Voice of the Gospel’s Dilish Ajok says she has realized that as a news anchor, it is vital for her to protect her information and sources at all times.

“Most times, we [female] journalists are so vulnerable to threats and risks in the media world and now with this two-day training, I believe we shall always reflect and do the needful in protecting ourselves from cyberbullying and harassment and also using strong passwords to protect from hackers,” said Ajok.

While equipping female journalists during the training workshop held at Hotel Kanbera in Lira City, Christine Awor, a communication specialist and a journalist by profession says with the rapid advancements in the digital era, female journalists encounter different challenges in saving their work and protecting their sources.

Awor adds there is now a need for digital security, adding that safety is paramount.

A Safe Sisters Fellow 2022, Awor says digital security is not only essential to a journalist but also a fundamental right that must be protected to ensure that the integrity of a journalist is protected and freedom of the press is achieved.

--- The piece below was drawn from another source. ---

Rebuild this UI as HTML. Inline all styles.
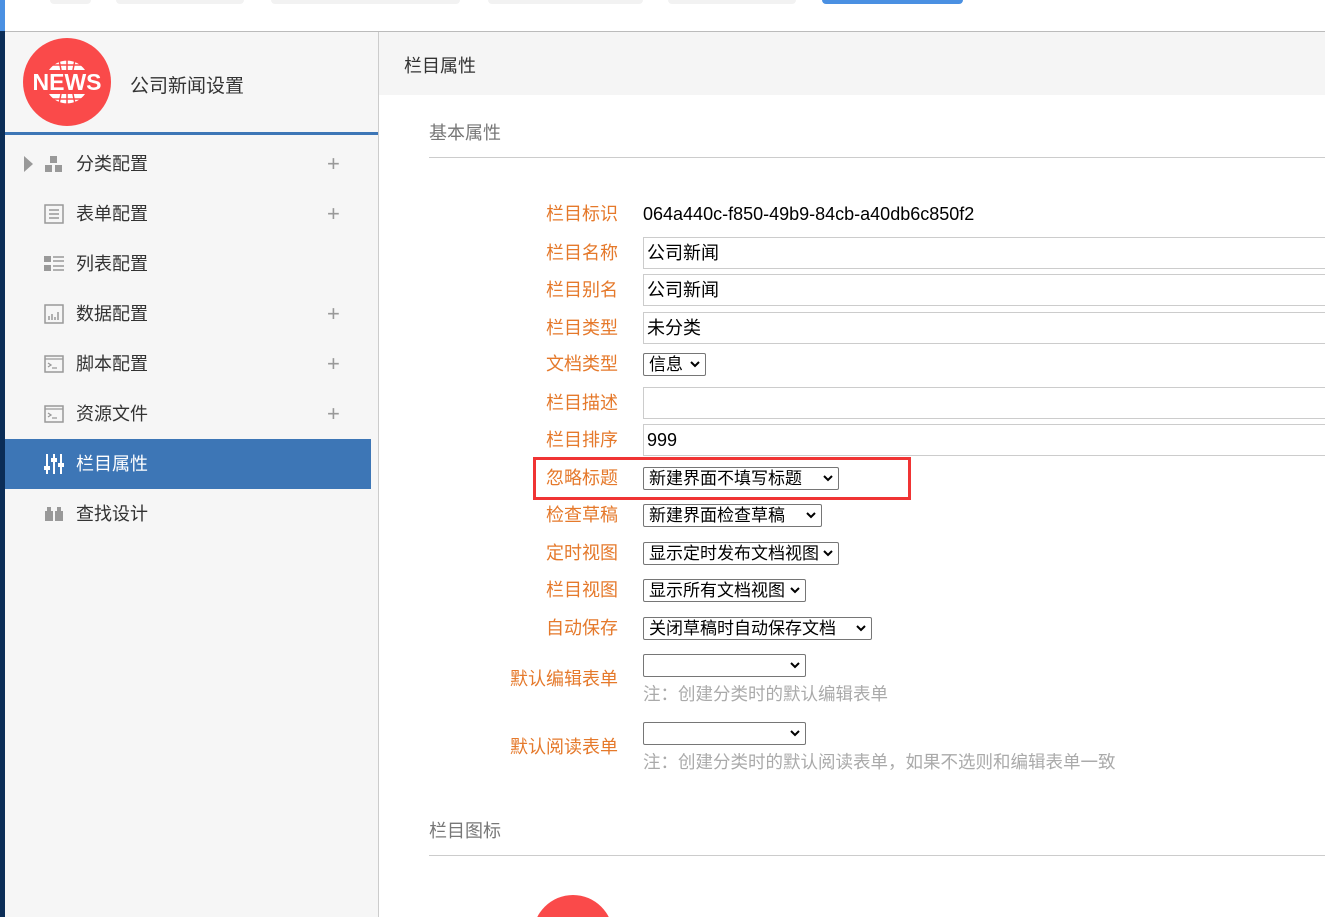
<!DOCTYPE html>
<html style="width:1325px;height:917px;overflow:hidden"><head><meta charset="utf-8">
<style>
*{margin:0;padding:0;box-sizing:border-box}
html,body{overflow:hidden}
body{width:1325px;height:917px;position:relative;background:#fff;font-family:"Liberation Sans","Noto Sans CJK SC",sans-serif;font-size:18px;color:#333}
.a{position:absolute}
.tab{position:absolute;top:0;height:4px;background:#f2f2f2;border-radius:0 0 8px 8px}
.mi{position:absolute;left:76px;height:50px;line-height:50px;font-size:18px;color:#333;white-space:nowrap}
.plus{position:absolute;left:327px;font-size:22px;color:#999;line-height:50px;height:50px}
.ic{position:absolute;left:44px}
.lb{position:absolute;right:707px;color:#e5792b;font-size:18px;white-space:nowrap;line-height:24px}
.val{position:absolute;left:643px;font-size:18px;color:#000;white-space:nowrap;line-height:24px}
.inp{position:absolute;left:643px;width:682px;height:32px;border:1px solid #ccc;border-right:none;padding-left:3px;line-height:30px;color:#000;font-size:18px}
.sel{position:absolute;left:643px;height:23px;border:1px solid #767676;border-radius:2px;font-size:17px;line-height:21px;padding-left:5px;color:#000;white-space:nowrap;overflow:hidden}
.sel svg{position:absolute;right:5px;top:7px}
.note{position:absolute;left:643px;color:#aaa;font-size:17.5px;white-space:nowrap;line-height:24px}
.sec{position:absolute;left:429px;color:#777;font-size:18px;line-height:24px}
.hr{position:absolute;left:429px;width:896px;height:1px;background:#ccc}
</style></head><body>
<div class="a" style="left:0;top:0;width:5px;height:31px;background:#4a90e2"></div>
<div class="a" style="left:0;top:31px;width:5px;height:886px;background:#0b2d57"></div>
<div class="tab" style="left:50px;width:41px"></div>
<div class="tab" style="left:116px;width:128px"></div>
<div class="tab" style="left:271px;width:189px"></div>
<div class="tab" style="left:488px;width:155px"></div>
<div class="tab" style="left:668px;width:128px"></div>
<div class="tab" style="left:822px;width:141px;background:#4a90e2"></div>
<div class="a" style="left:5px;top:31px;width:1320px;height:1px;background:#bbb"></div>
<div class="a" style="left:5px;top:32px;width:374px;height:885px;background:#f6f6f6;border-right:1px solid #ccc"></div>
<svg class="a" style="left:23px;top:38px" width="88" height="88" viewBox="0 0 88 88">
<circle cx="44" cy="44" r="44" fill="#fa4a4a"/>
<path d="M26 32 A22 22 0 0 1 62 32Z" fill="#fff"/>
<path d="M26 56 A22 22 0 0 0 62 56Z" fill="#fff"/>
<path d="M44 20 V32 M44 56 V68 M36 22 L38 32 M52 22 L50 32 M36 66 L38 56 M52 66 L50 56 M28 27 H60 M28 61 H60" stroke="#fa4a4a" stroke-width="1.5"/>
<text x="44" y="52" text-anchor="middle" font-family="Liberation Sans" font-weight="bold" font-size="23" fill="#fff">NEWS</text>
</svg>
<div class="a" style="left:130px;top:71px;font-size:19px;color:#333">公司新闻设置</div>
<div class="a" style="left:5px;top:132px;width:373px;height:3px;background:#3d76b6"></div>
<div class="a" style="left:5px;top:439px;width:366px;height:50px;background:#3d76b6"></div>
<div class="a" style="left:24px;top:156px;width:0;height:0;border-top:8px solid transparent;border-bottom:8px solid transparent;border-left:9px solid #999"></div>
<svg class="ic" style="top:155px" width="20" height="18"><rect x="6" y="1" width="7" height="7" fill="#999"/><rect x="1" y="10" width="7" height="7" fill="#999"/><rect x="11" y="10" width="7" height="7" fill="#999"/></svg>
<svg class="ic" style="top:204px" width="20" height="20"><rect x="1" y="1" width="18" height="18" fill="none" stroke="#999" stroke-width="1.5"/><path d="M5 6H15M5 10H15M5 14H15" stroke="#999" stroke-width="1.5"/></svg>
<svg class="ic" style="top:255px" width="20" height="18"><rect x="0" y="1" width="7" height="6" fill="#999"/><rect x="0" y="10" width="7" height="6" fill="#999"/><path d="M9 2H20M9 6H20M9 11H20M9 15H20" stroke="#999" stroke-width="1.5"/></svg>
<svg class="ic" style="top:304px" width="20" height="20"><rect x="1" y="1" width="18" height="18" fill="none" stroke="#999" stroke-width="1.5"/><path d="M5 16V12M8 16V10M11 16V13M14 16V8" stroke="#999" stroke-width="1.5"/></svg>
<svg class="ic" style="top:355px" width="20" height="18"><rect x="1" y="1" width="18" height="16" fill="none" stroke="#999" stroke-width="1.5"/><path d="M1 4H19M4 8L7 10L4 12M8 13H13" stroke="#999" stroke-width="1.3" fill="none"/></svg>
<svg class="ic" style="top:405px" width="20" height="18"><rect x="1" y="1" width="18" height="16" fill="none" stroke="#999" stroke-width="1.5"/><path d="M1 4H19M4 8L7 10L4 12M8 13H13" stroke="#999" stroke-width="1.3" fill="none"/></svg>
<svg class="ic" style="top:454px" width="20" height="20"><path d="M3 0V20M10 0V20M17 0V20" stroke="#fff" stroke-width="2"/><rect x="0" y="12" width="6" height="4" fill="#fff"/><rect x="7" y="4" width="6" height="4" fill="#fff"/><rect x="14" y="9" width="6" height="4" fill="#fff"/></svg>
<svg class="ic" style="top:506px" width="20" height="16"><rect x="1" y="5" width="8" height="10" fill="#999"/><rect x="11" y="5" width="8" height="10" fill="#999"/><rect x="3" y="1" width="4" height="5" fill="#999"/><rect x="13" y="1" width="4" height="5" fill="#999"/></svg>
<div class="mi" style="top:139px">分类配置</div><div class="plus" style="top:139px">+</div>
<div class="mi" style="top:189px">表单配置</div><div class="plus" style="top:189px">+</div>
<div class="mi" style="top:239px">列表配置</div>
<div class="mi" style="top:289px">数据配置</div><div class="plus" style="top:289px">+</div>
<div class="mi" style="top:339px">脚本配置</div><div class="plus" style="top:339px">+</div>
<div class="mi" style="top:389px">资源文件</div><div class="plus" style="top:389px">+</div>
<div class="mi" style="top:439px;color:#fff">栏目属性</div>
<div class="mi" style="top:489px">查找设计</div>
<div class="a" style="left:379px;top:32px;width:946px;height:63px;background:#f5f5f5"></div>
<div class="a" style="left:404px;top:52px;font-size:18px;color:#333">栏目属性</div>
<div class="sec" style="top:121px">基本属性</div>
<div class="hr" style="top:157px"></div>
<div class="lb" style="top:202px">栏目标识</div><div class="val" style="top:202px">064a440c-f850-49b9-84cb-a40db6c850f2</div>
<div class="lb" style="top:241px">栏目名称</div><div class="inp" style="top:237px">公司新闻</div>
<div class="lb" style="top:278px">栏目别名</div><div class="inp" style="top:274px">公司新闻</div>
<div class="lb" style="top:316px">栏目类型</div><div class="inp" style="top:312px">未分类</div>
<div class="lb" style="top:352px">文档类型</div><div class="sel" style="top:353px;width:63px">信息<svg width="10" height="7"><path d="M1 1L5 5L9 1" stroke="#000" stroke-width="2" fill="none"/></svg></div>
<div class="lb" style="top:391px">栏目描述</div><div class="inp" style="top:387px"></div>
<div class="lb" style="top:428px">栏目排序</div><div class="inp" style="top:424px">999</div>
<div class="a" style="left:533px;top:457px;width:378px;height:43px;border:3px solid #f03434"></div>
<div class="lb" style="top:466px">忽略标题</div><div class="sel" style="top:467px;width:196px">新建界面不填写标题<svg width="10" height="7"><path d="M1 1L5 5L9 1" stroke="#000" stroke-width="2" fill="none"/></svg></div>
<div class="lb" style="top:503px">检查草稿</div><div class="sel" style="top:504px;width:179px">新建界面检查草稿<svg width="10" height="7"><path d="M1 1L5 5L9 1" stroke="#000" stroke-width="2" fill="none"/></svg></div>
<div class="lb" style="top:541px">定时视图</div><div class="sel" style="top:542px;width:196px">显示定时发布文档视图<svg width="10" height="7"><path d="M1 1L5 5L9 1" stroke="#000" stroke-width="2" fill="none"/></svg></div>
<div class="lb" style="top:578px">栏目视图</div><div class="sel" style="top:579px;width:163px">显示所有文档视图<svg width="10" height="7"><path d="M1 1L5 5L9 1" stroke="#000" stroke-width="2" fill="none"/></svg></div>
<div class="lb" style="top:616px">自动保存</div><div class="sel" style="top:617px;width:229px">关闭草稿时自动保存文档<svg width="10" height="7"><path d="M1 1L5 5L9 1" stroke="#000" stroke-width="2" fill="none"/></svg></div>
<div class="lb" style="top:667px">默认编辑表单</div><div class="sel" style="top:654px;width:163px"><svg width="10" height="7"><path d="M1 1L5 5L9 1" stroke="#000" stroke-width="2" fill="none"/></svg></div>
<div class="note" style="top:682px">注：创建分类时的默认编辑表单</div>
<div class="lb" style="top:735px">默认阅读表单</div><div class="sel" style="top:722px;width:163px"><svg width="10" height="7"><path d="M1 1L5 5L9 1" stroke="#000" stroke-width="2" fill="none"/></svg></div>
<div class="note" style="top:750px">注：创建分类时的默认阅读表单，如果不选则和编辑表单一致</div>
<div class="sec" style="top:819px">栏目图标</div>
<div class="hr" style="top:855px"></div>
<div class="a" style="left:533px;top:895px;width:80px;height:22px;overflow:hidden"><div style="width:80px;height:80px;border-radius:50%;background:#fa4a4a"></div></div>
</body></html>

According to Awor, digital security or cyber security is crucial for journalists due to the increasing threats and risks they face in the digital reel.

“You find that journalists often handle very sensitive information and they rely on confidential sources to expose acts like corruption, human rights abuses and other critical issues. However, their work is constantly under threat from the State, cybercriminals, hackers and government surveillance agencies and without adequate digital security measures, you find that journalists risk compromising their sources, exposing their sources to legal consequences and also compromising the integrity of their work.

She has called upon female journalists to ensure the confidentiality of all their conversations with their sources, citing encryption tools, secure messaging apps and virtual privacy networks as essential tools that can help journalists protect their communication from interception.

“Journalists often work in hostile environments where their devices can be tampered with or even confiscated. Therefore, using strong passwords as we did in this training, end-to-end encryption and regular updates of software, can help mitigate the threats and risks,” she added.

Awor also called upon media houses and journalists to recommend the significance of digital safety and security through training and also providing resources and policies that promote its adaption to ensure the preservation of freedom of the press and uphold the principle of democracy in this digital age.